WHAT YOU ARE ASKED TO DO
Your task is to gather the lines below that hold the string "React".

/---

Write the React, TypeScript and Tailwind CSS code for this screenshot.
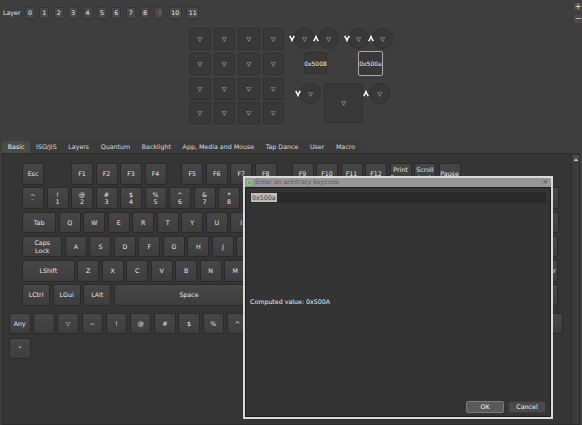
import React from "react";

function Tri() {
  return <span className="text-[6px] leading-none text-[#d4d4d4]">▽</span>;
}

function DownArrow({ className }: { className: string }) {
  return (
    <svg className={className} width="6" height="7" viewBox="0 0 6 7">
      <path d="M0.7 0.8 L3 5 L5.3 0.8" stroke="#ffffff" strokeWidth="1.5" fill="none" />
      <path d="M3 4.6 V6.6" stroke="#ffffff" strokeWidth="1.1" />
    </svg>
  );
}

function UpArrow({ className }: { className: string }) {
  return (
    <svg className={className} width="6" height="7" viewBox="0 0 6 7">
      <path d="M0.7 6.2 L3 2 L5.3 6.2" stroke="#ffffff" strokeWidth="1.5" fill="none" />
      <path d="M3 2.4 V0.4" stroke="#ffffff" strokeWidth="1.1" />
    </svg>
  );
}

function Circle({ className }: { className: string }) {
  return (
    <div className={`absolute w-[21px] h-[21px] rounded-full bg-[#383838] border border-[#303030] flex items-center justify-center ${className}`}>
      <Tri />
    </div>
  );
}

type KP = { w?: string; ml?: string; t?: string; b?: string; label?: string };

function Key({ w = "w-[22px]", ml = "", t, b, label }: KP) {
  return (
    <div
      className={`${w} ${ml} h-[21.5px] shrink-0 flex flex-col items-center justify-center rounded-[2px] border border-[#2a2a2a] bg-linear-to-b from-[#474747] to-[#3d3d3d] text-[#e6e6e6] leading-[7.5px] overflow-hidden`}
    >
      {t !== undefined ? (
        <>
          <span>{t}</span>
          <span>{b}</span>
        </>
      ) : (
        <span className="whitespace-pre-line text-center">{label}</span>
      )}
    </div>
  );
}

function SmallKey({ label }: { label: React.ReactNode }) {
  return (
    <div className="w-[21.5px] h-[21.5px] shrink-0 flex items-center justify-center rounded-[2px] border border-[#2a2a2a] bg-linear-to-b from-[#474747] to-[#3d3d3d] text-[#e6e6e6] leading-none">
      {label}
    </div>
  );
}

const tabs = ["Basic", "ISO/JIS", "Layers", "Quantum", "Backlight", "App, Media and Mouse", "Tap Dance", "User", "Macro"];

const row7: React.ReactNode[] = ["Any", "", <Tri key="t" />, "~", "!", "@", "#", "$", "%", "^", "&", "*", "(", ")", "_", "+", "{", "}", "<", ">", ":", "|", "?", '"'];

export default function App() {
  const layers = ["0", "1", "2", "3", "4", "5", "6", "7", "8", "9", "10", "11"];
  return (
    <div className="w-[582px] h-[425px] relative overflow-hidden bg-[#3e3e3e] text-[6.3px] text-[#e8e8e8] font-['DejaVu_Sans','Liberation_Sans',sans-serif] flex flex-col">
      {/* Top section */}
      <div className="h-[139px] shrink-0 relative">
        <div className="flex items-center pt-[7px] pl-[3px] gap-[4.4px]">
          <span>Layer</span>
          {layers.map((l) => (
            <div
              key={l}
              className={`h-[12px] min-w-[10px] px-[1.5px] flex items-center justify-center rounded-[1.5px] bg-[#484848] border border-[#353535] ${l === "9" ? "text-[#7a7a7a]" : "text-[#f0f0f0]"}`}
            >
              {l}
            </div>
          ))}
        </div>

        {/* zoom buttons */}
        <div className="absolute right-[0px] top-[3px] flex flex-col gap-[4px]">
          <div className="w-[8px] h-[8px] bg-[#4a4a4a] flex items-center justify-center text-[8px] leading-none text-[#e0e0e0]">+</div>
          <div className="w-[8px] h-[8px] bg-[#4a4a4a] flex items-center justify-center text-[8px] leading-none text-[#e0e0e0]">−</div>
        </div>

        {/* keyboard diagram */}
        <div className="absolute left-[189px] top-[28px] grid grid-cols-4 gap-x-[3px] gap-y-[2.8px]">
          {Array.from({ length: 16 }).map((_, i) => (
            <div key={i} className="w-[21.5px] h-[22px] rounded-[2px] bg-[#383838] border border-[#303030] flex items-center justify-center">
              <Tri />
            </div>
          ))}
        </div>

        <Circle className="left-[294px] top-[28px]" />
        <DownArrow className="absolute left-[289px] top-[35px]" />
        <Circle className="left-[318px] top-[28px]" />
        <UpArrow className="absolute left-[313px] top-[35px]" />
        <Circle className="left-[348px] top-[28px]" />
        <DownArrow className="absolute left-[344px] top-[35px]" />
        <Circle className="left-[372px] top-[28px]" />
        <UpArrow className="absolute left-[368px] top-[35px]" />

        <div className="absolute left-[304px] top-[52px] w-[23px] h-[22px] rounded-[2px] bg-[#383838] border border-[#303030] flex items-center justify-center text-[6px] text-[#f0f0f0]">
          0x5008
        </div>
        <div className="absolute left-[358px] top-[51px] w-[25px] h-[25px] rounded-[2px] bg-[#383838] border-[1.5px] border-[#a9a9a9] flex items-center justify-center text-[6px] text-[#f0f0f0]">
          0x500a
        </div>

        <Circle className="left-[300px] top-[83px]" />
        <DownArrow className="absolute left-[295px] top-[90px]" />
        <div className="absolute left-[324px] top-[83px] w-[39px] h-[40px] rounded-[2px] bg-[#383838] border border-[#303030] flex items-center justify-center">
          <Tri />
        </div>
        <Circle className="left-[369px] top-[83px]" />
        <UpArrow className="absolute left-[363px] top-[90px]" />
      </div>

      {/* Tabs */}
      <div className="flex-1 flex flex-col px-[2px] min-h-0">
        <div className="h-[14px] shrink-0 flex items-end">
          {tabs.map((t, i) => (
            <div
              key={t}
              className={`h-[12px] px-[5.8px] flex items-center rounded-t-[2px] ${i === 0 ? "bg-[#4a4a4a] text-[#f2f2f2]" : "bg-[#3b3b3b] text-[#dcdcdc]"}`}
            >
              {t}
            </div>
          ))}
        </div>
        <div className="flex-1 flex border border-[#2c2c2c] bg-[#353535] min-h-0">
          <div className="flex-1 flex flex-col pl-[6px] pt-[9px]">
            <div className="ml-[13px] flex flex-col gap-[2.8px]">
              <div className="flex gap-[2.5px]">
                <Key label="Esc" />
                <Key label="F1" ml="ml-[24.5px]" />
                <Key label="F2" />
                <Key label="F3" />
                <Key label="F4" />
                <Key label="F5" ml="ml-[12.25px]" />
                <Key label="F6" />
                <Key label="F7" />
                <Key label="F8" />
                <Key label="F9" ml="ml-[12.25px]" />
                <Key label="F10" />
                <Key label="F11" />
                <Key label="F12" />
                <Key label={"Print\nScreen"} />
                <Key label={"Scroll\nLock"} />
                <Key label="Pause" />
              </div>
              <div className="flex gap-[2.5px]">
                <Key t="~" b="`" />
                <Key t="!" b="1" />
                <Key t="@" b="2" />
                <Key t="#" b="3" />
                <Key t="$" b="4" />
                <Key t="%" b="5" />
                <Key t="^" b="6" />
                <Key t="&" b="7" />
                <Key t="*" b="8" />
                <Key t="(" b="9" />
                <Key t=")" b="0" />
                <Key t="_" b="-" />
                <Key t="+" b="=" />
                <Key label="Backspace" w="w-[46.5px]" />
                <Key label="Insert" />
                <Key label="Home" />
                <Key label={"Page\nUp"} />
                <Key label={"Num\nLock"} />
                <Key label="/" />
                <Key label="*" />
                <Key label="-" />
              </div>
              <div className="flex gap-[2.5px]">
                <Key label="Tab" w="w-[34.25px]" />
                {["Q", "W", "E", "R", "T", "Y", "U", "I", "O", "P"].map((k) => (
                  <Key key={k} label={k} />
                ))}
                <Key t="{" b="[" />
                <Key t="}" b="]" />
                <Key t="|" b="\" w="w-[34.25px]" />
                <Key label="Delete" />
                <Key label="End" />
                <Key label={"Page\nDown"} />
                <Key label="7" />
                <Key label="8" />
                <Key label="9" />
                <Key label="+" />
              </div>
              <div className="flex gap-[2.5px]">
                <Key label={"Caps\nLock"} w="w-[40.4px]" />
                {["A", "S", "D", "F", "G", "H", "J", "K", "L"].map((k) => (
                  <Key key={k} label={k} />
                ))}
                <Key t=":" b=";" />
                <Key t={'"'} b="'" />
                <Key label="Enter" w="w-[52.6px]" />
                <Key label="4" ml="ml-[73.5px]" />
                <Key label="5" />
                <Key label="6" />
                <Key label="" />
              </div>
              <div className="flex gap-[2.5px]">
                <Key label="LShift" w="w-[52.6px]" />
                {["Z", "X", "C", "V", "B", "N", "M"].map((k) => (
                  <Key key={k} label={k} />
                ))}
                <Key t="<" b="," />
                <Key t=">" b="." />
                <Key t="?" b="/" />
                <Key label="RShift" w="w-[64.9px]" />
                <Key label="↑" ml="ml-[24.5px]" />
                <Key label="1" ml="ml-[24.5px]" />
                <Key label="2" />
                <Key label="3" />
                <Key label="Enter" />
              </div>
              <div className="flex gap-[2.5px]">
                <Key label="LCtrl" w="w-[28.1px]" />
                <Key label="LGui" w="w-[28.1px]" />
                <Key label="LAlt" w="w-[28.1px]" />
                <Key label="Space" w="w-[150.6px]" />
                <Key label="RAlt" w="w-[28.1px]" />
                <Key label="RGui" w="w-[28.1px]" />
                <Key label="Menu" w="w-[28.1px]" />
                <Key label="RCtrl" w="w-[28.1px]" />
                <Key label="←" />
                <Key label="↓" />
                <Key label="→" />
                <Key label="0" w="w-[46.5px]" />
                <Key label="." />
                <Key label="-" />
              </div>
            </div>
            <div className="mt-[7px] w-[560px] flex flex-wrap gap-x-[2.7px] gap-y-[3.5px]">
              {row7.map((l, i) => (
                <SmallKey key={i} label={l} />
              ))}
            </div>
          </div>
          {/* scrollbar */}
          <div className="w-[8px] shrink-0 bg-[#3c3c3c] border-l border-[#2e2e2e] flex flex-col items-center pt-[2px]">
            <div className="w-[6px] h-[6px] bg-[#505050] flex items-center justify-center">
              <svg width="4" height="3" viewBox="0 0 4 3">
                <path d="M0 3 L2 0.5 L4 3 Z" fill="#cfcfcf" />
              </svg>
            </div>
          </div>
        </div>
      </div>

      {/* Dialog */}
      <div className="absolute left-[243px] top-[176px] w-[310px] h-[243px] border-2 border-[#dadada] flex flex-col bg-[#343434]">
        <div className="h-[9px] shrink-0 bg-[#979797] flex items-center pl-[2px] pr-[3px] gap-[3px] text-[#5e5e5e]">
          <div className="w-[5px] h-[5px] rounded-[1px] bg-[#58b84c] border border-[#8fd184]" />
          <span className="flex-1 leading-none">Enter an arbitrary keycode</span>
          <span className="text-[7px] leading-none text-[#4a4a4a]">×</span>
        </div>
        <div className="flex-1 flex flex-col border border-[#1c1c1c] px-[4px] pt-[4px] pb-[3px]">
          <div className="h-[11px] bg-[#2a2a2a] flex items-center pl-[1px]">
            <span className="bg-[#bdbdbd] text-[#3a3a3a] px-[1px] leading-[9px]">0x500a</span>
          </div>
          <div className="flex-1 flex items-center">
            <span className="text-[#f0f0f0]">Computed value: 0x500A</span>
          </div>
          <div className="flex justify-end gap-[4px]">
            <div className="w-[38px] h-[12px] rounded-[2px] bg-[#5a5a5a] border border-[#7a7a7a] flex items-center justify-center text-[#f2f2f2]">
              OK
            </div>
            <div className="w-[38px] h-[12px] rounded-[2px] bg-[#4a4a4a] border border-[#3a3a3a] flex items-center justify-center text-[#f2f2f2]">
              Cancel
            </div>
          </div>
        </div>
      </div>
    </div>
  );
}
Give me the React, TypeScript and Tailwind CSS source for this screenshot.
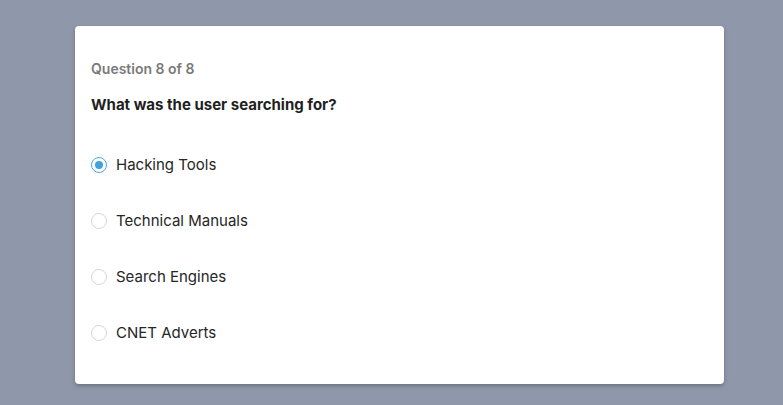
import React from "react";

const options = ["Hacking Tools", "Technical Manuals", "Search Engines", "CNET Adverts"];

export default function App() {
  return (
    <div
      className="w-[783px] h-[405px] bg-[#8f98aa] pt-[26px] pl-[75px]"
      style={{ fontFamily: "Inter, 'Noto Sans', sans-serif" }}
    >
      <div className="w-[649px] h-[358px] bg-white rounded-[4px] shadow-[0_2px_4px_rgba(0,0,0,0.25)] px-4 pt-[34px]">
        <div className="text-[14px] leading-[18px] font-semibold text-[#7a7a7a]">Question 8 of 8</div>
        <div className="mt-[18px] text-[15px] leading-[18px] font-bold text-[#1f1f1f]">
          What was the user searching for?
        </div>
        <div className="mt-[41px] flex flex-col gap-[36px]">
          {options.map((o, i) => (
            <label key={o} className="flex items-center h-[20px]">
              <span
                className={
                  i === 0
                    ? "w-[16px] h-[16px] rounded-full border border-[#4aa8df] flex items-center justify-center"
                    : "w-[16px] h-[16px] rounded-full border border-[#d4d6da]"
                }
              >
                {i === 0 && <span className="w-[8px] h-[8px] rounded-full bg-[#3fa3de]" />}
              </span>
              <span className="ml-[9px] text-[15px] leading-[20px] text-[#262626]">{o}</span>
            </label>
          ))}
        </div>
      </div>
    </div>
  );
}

\---

RESPONSE BELOW
Write the React, TypeScript and Tailwind CSS code for this screenshot.
import React from "react";
function SmallKey({ label }: { label: React.ReactNode }) {
const row7: React.ReactNode[] = ["Any", "", <Tri key="t" />, "~", "!", "@", "#", "$", "%", "^", "&", "*", "(", ")", "_", "+", "{", "}", "<", ">", ":", "|", "?", '"'];
Give me the React, TypeScript and Tailwind CSS source for this screenshot.
import React from "react";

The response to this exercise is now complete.